We check to see if the agent is active:
groovy:
import com.pmease.quickbuild.QuickbuildException;
def node = params.get("currentNodeAddress");
def trimmedNode = node.substring(0, node.indexOf('.'));
def running = false
def time = System.currentTimeMillis()
logger.info "Time: " + time;
while(System.currentTimeMillis() < time+300000) {
if (grid.getNode(node + ":8811") != null || grid.getNode(trimmedNode + ":8811") != null) {
logger.info "Node is running..."
running = true;
sleep(10*1000)
break;
}
}
if (!running) {
logger.info "Node is not running..."
throw new QuickbuildException("The agent could not be found in the Active Nodes list after 5 minutes.")
}
Then the next step uses the Node Selection to find it on node with specified script evaluating to true:
groovy:logger.info(node.getAddress());
logger.info(node.getHostName());
logger.info(params.get('currentNodeAddress'));
def testNode = params.get("currentNodeAddress");
def trimmedTestNode = testNode.substring(0, testNode.indexOf('.'));
logger.info(trimmedTestNode);
return (node.getHostName() == trimmedTestNode || node.getHostName() == testNode);
We see where sometimes the node that was found in the first step does not know up in the list for the Node Selection and then fails because it can't find a node that matches.
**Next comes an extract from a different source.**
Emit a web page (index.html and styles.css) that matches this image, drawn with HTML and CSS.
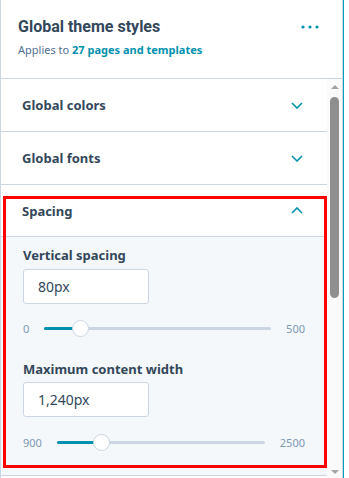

It seems to become more stable when I increase the sleep time after it finds it in the first step, but I feel like there should not have to be a sleep at all.
In this case where we are seeing it fail there might be around 14 to 20 new agents that are being started up at the same time. Is it just not able to refresh the node selection in time? Is there a way to force that?